Although this is a very opinion-based matter, there are two things to keep in mind. I presume here, with "USB scope" you refer to an oscilloscope that has no display or controls, and requires a computer to operate. I presume you do not mean an oscilloscope that can be connected to a computer, since any modern scope is capable of doing this.
USB scopes are often made to a price - they are aimed at entry-level buyers, who consider 500 USD/EUR/Whatever too much. Hence, they will, in my experience, be of lower quality. Exceptions to this exist - I've heard many good things about the picoscope, and of course there are devices such as the NI virtualbench that are excellent products (however I think this is not the price range you had in mind when asking this question).
The main difference is in the interface. In the end, most oscilloscopes are the same (to the untrained eye): Apart from a bandwidth difference between models, digital scopes are just fancy analog-to-digital converters with trigger systems and a screen. But this latter is key: The triggering system, its capabilities, and the software to control the entire thing is what makes-or-breaks an oscilloscope - esp. to someone who is at the knowledge level to ask this question. For every day, hobby use, I much prefer the physical nature of oscilloscope control knobs. Fiddling about with mouse sliders and such just never seems to work fast for quick-and-dirty measurements.

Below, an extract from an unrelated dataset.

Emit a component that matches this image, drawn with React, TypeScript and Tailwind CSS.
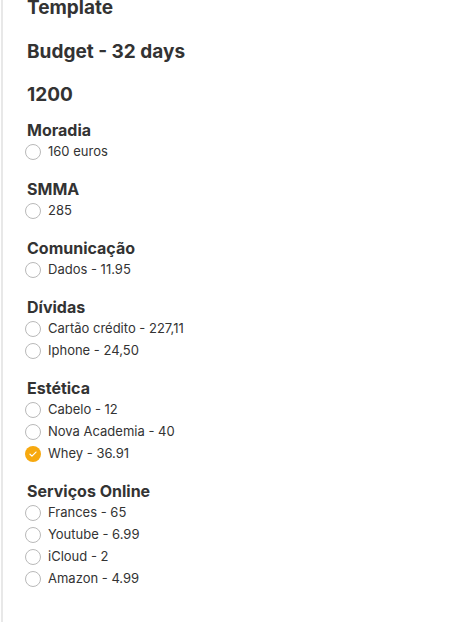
const sections: { title: string; items: { label: string; checked?: boolean }[] }[] = [
  { title: "Moradia", items: [{ label: "160 euros" }] },
  { title: "SMMA", items: [{ label: "285" }] },
  { title: "Comunicação", items: [{ label: "Dados - 11.95" }] },
  {
    title: "Dívidas",
    items: [{ label: "Cartão crédito - 227,11" }, { label: "Iphone - 24,50" }],
  },
  {
    title: "Estética",
    items: [
      { label: "Cabelo - 12" },
      { label: "Nova Academia - 40" },
      { label: "Whey - 36.91", checked: true },
    ],
  },
  {
    title: "Serviços Online",
    items: [
      { label: "Frances - 65" },
      { label: "Youtube - 6.99" },
      { label: "iCloud - 2" },
      { label: "Amazon - 4.99" },
    ],
  },
];

function Check({ checked }: { checked?: boolean }) {
  if (checked) {
    return (
      <span className="flex h-4 w-4 shrink-0 items-center justify-center rounded-full bg-[#f7a90f]">
        <svg viewBox="0 0 16 16" className="h-3 w-3" fill="none">
          <path d="M4 8.3l2.6 2.6L12 5.4" stroke="white" strokeWidth="1.6" strokeLinecap="round" strokeLinejoin="round" />
        </svg>
      </span>
    );
  }
  return <span className="h-4 w-4 shrink-0 rounded-full border border-[#b9b9b9] bg-white" />;
}

export default function App() {
  return (
    <div className="h-[626px] overflow-hidden bg-white font-['Inter',sans-serif] text-[#333]">
      <div className="ml-px h-full border-l-2 border-[#e8e8e8] pl-[24px]">
        <h1 className="-mt-1 text-[19px] font-bold leading-6">Template</h1>
        <h2 className="mt-5 text-[19px] font-bold leading-6">Budget - 32 days</h2>
        <h2 className="mt-[19px] text-[19px] font-bold leading-6">1200</h2>
        <div className="mt-3 flex flex-col gap-[15px]">
          {sections.map((s) => (
            <div key={s.title}>
              <h3 className="text-[16px] font-bold leading-[22px]">{s.title}</h3>
              {s.items.map((it) => (
                <div key={it.label} className="-ml-[2px] flex h-[22px] items-center gap-[7px]">
                  <Check checked={it.checked} />
                  <span className="text-[13px]">{it.label}</span>
                </div>
              ))}
            </div>
          ))}
        </div>
      </div>
    </div>
  );
}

And finally as a sidenote: Consider the lifespan of a product and its dependence on a second system. If you purchase a USB oscilloscope, there is a good chance you won't be able to use it in 10-15 years. No more driver updates, computers (in whatever form they are then) no longer have USB interfaces, the software doesn't support your device, etc.. A "classic" oscilloscope is fully integrated and stand-alone. As long as the thing powers on, you know it will be able to take measurements. You need not rely on the support of the device on a second system.